On Dec. 20, the U.S. District Court for the Eastern District of Washington issued an order limiting snowmobile trail grooming in the Idaho Panhandle National Forest. The order was the result of a preliminary injunction in a lawsuit filed by local and national organizations invoking the Endangered Species Act and asserting the U.S. Forest Service had failed to properly consult over the effects of snowmobile trail grooming on the woodland caribou, which is listed as threatened under the act.
Significant snowmobiling opportunities still exist and are unaffected by the Court's ruling. The order only restricts trail grooming activity, and does not restrict snowmobile access to any portion of the Idaho Panhandle National Forest.

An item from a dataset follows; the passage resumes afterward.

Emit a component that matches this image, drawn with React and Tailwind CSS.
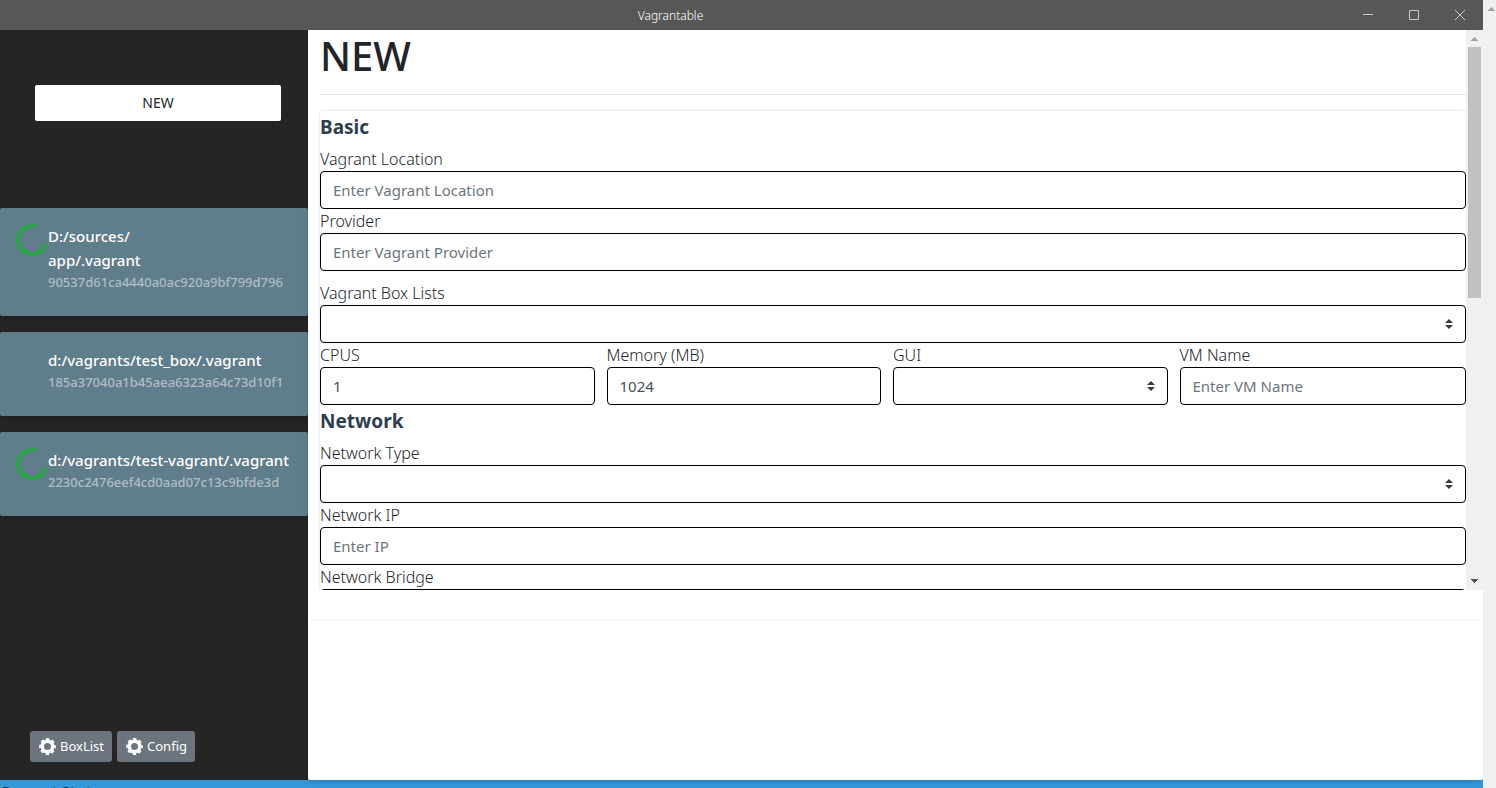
import React from "react";

function UpArrow({ className }) {
  return (
    <svg viewBox="0 0 7 4" width="7" height="4" className={className} fill="currentColor" shapeRendering="crispEdges" aria-hidden="true">
      <path d="M3 0h1v1h1v1h1v1h1v1H0V3h1V2h1V1h1z" />
    </svg>
  );
}

function Gear() {
  return (
    <svg viewBox="0 0 17 17" width="17" height="17" fill="none" stroke="currentColor" aria-hidden="true">
      <circle cx="8.5" cy="8.5" r="5.2" strokeWidth="3.4" />
      <circle cx="8.5" cy="8.5" r="7.2" strokeWidth="2.4" strokeDasharray="3.3 2.355" strokeDashoffset="1.65" />
    </svg>
  );
}

function Spinner() {
  return (
    <svg viewBox="0 0 32 32" width="32" height="32" className="text-[#28a745]" fill="none" stroke="currentColor" strokeWidth="4" aria-label="Running">
      <path d="M19.6 2.5A14 14 0 1 0 29.6 19.6" />
    </svg>
  );
}

function Machine({ lines, id, running }) {
  return (
    <li className="flex rounded-xs bg-[#607d8b] px-4 pt-4 pb-6 shadow-md">
      <div className="w-8 shrink-0">{running && <Spinner />}</div>
      <div className="min-w-0 whitespace-nowrap text-white">
        {lines.map((line) => (
          <div key={line} className="text-[15px] leading-6 font-medium">{line}</div>
        ))}
        <div className="text-[13px] leading-5 font-medium text-white/50">{id}</div>
      </div>
    </li>
  );
}

const control =
  "block h-[38px] w-full appearance-none rounded-[4px] border border-black bg-white px-3 text-[15px] text-[#495057] placeholder:text-[#6c757d]";

function Field({ id, label, placeholder, value }) {
  return (
    <div>
      <label htmlFor={id} className="block h-6 text-base leading-[25px] font-light">{label}</label>
      <input id={id} type="text" className={control} placeholder={placeholder} defaultValue={value} />
    </div>
  );
}

function SelectField({ id, label }) {
  return (
    <div>
      <label htmlFor={id} className="block h-6 text-base leading-[25px] font-light">{label}</label>
      <div className="relative">
        <select id={id} className={control}>
          <option value=""></option>
        </select>
        <svg viewBox="0 0 8 10" width="8" height="10" className="pointer-events-none absolute top-3.5 right-[13px] text-[#343a40]" fill="currentColor" aria-hidden="true">
          <path d="M4 0L0 4h8zM0 6h8L4 10z" />
        </svg>
      </div>
    </div>
  );
}

function WindowButton({ label, children }) {
  return (
    <button type="button" aria-label={label} className="flex h-[30px] w-[46px] items-center justify-center text-[#c9c9c9]">
      <svg viewBox="0 0 10 10" width="10" height="10" fill="none" stroke="currentColor" aria-hidden="true">{children}</svg>
    </button>
  );
}

function FooterButton({ children }) {
  return (
    <button type="button" className="flex h-[31px] items-center gap-1 rounded-[3px] bg-[#6c757d] pr-2 pl-[9px] text-[13px] text-white">
      <Gear />
      {children}
    </button>
  );
}

export default function App() {
  return (
    <div className="flex h-screen overflow-hidden bg-[#3498db] font-['Noto_Sans','Open_Sans',sans-serif] text-[#212529]">
      <div className="flex min-w-0 flex-1 flex-col">
        <header className="flex h-[30px] shrink-0 items-center bg-[#575757] text-white">
          <div className="flex-1 pt-px pr-1 text-center text-xs leading-4 font-light">Vagrantable</div>
          <div className="flex">
            <WindowButton label="Minimize"><path d="M0 4.5h10" /></WindowButton>
            <WindowButton label="Maximize"><path d="M.5 .5h9v9h-9z" /></WindowButton>
            <WindowButton label="Close"><path d="M0 0l10 10M10 0L0 10" /></WindowButton>
          </div>
        </header>

        <div className="flex min-h-0 flex-1">
          <aside className="flex w-[308px] shrink-0 flex-col bg-[#252525]">
            <div className="pt-[55px] pr-[27px] pl-[35px]">
              <button type="button" className="h-9 w-full rounded-xs bg-white text-sm">NEW</button>
            </div>
            <ul className="mt-[87px] flex flex-col gap-4">
              <Machine running lines={["D:/sources/", "app/.vagrant"]} id="90537d61ca4440a0ac920a9bf799d796" />
              <Machine lines={["d:/vagrants/test_box/.vagrant"]} id="185a37040a1b45aea6323a64c73d10f1" />
              <Machine running lines={["d:/vagrants/test-vagrant/.vagrant"]} id="2230c2476eef4cd0aad07c13c9bfde3d" />
            </ul>
            <div className="mt-auto flex gap-[5px] pb-[18px] pl-[30px]">
              <FooterButton>BoxList</FooterButton>
              <FooterButton>Config</FooterButton>
            </div>
          </aside>

          <main className="flex min-w-0 flex-1 flex-col rounded-b-xs bg-white shadow-md">
            <div className="flex h-[560px] shrink-0">
              <div className="min-w-0 flex-1 overflow-hidden pl-3">
                <h1 className="text-[40px] leading-[52px] font-medium">NEW</h1>
                <hr className="mt-3 border-[#e5e5e5]" />
                <form className="mt-4 rounded-[4px] shadow-[0_0_3px_rgba(0,0,0,0.15)]">
                  <h2 className="h-9 pt-1 text-[19px] leading-6 font-bold text-[#2c3e50]">Basic</h2>
                  <Field id="location" label="Vagrant Location" placeholder="Enter Vagrant Location" />
                  <Field id="provider" label="Provider" placeholder="Enter Vagrant Provider" />
                  <div className="mt-2.5">
                    <SelectField id="boxes" label="Vagrant Box Lists" />
                  </div>
                  <div className="grid grid-cols-4">
                    <div className="pr-3"><Field id="cpus" label="CPUS" value="1" /></div>
                    <div className="pr-3"><Field id="memory" label="Memory (MB)" value="1024" /></div>
                    <div className="pr-3"><SelectField id="gui" label="GUI" /></div>
                    <Field id="vm" label="VM Name" placeholder="Enter VM Name" />
                  </div>
                  <h2 className="h-9 pt-1 text-[19px] leading-6 font-bold text-[#2c3e50]">Network</h2>
                  <SelectField id="nettype" label="Network Type" />
                  <Field id="ip" label="Network IP" placeholder="Enter IP" />
                  <Field id="bridge" label="Network Bridge" placeholder="Enter Bridge" />
                </form>
              </div>
              <div className="flex w-[17px] shrink-0 flex-col items-center bg-[#f0f0f0] pt-[7px] pb-[7px]" aria-hidden="true">
                <UpArrow className="shrink-0 text-[#a3a3a3]" />
                <div className="mt-1.5 h-[251px] w-[13px] shrink-0 bg-[#c1c1c1]" />
                <UpArrow className="mt-auto shrink-0 rotate-180 text-[#505050]" />
              </div>
            </div>
            <div className="mt-[29px] flex-1 rounded-xs border-t border-[#f5f5f5]" />
          </main>
        </div>

        <footer className="h-2 shrink-0 overflow-hidden">
          <p className="text-[15px] leading-[22px] font-bold">Current Status</p>
        </footer>
      </div>
      <div className="flex w-[13px] shrink-0 justify-end bg-[#f0f0f0] pt-[7px] pr-px" aria-hidden="true">
        <UpArrow className="text-[#a3a3a3]" />
      </div>
    </div>
  );
}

The order only addresses grooming on a handful of trails within a specific "caribou recovery zone" on U.S. Forest Service-managed lands and does not affect the grooming of hundreds of miles of trails on Forest Service-managed lands outside the recovery zone, or upon the extensive lands east of Priest Lake managed by the state of Idaho.
"We would have preferred the court deny plaintiffs' motion altogether, but note the very limited scope of the order, which reflects plaintiffs' retreat from their initial claim for relief," said Paul Turcke, a Boise, Idaho-based attorney representing snowmobile clubs and local business interests who intervened in the case. "What started as a request to stop all trail grooming on the forest became a symbolic effort to obtain narrow relief in a very limited area.

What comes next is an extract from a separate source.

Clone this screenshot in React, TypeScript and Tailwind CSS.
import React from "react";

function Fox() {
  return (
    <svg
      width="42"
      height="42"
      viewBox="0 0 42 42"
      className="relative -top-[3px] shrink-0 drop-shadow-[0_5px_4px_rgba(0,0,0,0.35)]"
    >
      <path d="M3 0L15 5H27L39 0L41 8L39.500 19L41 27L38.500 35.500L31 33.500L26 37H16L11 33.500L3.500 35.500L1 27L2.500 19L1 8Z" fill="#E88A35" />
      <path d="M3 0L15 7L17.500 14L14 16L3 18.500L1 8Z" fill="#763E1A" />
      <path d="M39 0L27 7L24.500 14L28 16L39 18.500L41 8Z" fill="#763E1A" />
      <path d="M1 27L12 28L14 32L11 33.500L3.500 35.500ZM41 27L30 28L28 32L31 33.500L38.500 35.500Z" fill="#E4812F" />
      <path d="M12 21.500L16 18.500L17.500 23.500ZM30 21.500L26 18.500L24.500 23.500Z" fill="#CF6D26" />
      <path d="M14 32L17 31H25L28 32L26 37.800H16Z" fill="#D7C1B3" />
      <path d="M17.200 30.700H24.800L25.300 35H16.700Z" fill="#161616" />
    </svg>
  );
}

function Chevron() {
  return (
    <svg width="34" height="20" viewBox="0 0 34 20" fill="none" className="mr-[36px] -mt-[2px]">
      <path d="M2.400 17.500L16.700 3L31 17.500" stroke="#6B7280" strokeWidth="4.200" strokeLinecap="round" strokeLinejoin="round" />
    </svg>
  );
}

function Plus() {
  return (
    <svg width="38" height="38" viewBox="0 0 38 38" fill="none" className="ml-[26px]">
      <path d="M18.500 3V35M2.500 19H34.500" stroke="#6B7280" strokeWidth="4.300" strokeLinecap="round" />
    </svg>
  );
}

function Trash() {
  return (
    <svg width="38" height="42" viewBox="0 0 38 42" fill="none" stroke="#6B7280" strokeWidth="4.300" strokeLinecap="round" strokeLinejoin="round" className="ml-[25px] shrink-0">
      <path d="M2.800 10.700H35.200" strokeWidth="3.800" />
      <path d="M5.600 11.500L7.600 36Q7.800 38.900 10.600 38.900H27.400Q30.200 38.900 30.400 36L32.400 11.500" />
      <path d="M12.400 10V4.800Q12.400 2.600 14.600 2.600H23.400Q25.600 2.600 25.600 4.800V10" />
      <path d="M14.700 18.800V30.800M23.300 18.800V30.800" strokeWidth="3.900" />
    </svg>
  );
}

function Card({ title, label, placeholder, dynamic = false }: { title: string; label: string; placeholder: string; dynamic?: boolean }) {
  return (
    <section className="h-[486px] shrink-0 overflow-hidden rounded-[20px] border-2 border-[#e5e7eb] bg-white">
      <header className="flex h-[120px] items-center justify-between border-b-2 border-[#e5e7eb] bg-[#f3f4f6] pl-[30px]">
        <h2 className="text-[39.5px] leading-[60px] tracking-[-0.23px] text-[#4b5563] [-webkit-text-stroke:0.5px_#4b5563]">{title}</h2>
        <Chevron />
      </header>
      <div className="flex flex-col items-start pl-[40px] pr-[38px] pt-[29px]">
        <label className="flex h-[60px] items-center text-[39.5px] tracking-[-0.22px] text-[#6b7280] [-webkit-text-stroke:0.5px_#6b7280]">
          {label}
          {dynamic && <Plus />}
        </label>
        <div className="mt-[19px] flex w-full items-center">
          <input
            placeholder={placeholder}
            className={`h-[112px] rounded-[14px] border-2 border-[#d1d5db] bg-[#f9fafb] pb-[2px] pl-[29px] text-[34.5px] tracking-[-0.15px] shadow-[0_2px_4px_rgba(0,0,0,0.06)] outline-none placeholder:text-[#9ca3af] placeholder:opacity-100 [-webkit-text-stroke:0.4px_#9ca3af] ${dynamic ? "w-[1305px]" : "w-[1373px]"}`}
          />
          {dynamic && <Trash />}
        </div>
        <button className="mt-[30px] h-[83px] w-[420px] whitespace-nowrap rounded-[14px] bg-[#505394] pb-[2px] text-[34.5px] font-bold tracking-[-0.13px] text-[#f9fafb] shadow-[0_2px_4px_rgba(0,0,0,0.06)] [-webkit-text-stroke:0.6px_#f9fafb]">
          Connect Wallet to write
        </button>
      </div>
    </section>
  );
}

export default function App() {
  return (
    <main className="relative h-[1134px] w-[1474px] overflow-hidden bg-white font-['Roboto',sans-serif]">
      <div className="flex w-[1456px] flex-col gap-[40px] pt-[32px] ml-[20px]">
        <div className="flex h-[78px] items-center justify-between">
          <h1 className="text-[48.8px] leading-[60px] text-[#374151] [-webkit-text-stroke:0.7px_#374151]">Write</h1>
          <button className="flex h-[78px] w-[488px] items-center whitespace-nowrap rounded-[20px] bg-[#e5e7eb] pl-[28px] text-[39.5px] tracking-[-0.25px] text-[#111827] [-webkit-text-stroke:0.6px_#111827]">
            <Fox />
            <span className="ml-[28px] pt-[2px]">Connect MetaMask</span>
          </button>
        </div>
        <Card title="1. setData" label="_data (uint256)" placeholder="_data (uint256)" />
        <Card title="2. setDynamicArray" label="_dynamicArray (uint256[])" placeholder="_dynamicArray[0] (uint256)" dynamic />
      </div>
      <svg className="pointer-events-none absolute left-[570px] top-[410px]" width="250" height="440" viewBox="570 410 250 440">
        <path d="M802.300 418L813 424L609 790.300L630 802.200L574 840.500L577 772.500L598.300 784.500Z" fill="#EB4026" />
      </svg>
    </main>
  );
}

“In the bigger picture, North Idaho is still pretty much 'open' as before to snowmobile access. It is no secret that the Endangered Species Act has been used in other instances to inflict substantial harm to local communities, and we are happy to have avoided the sweeping injunction that plaintiffs originally requested.”
The snowmobile groups indicated they will remain active in the ongoing forest planning process, will conduct a detailed review of the court's order and will evaluate all available legal options in continuing their participation in the lawsuit.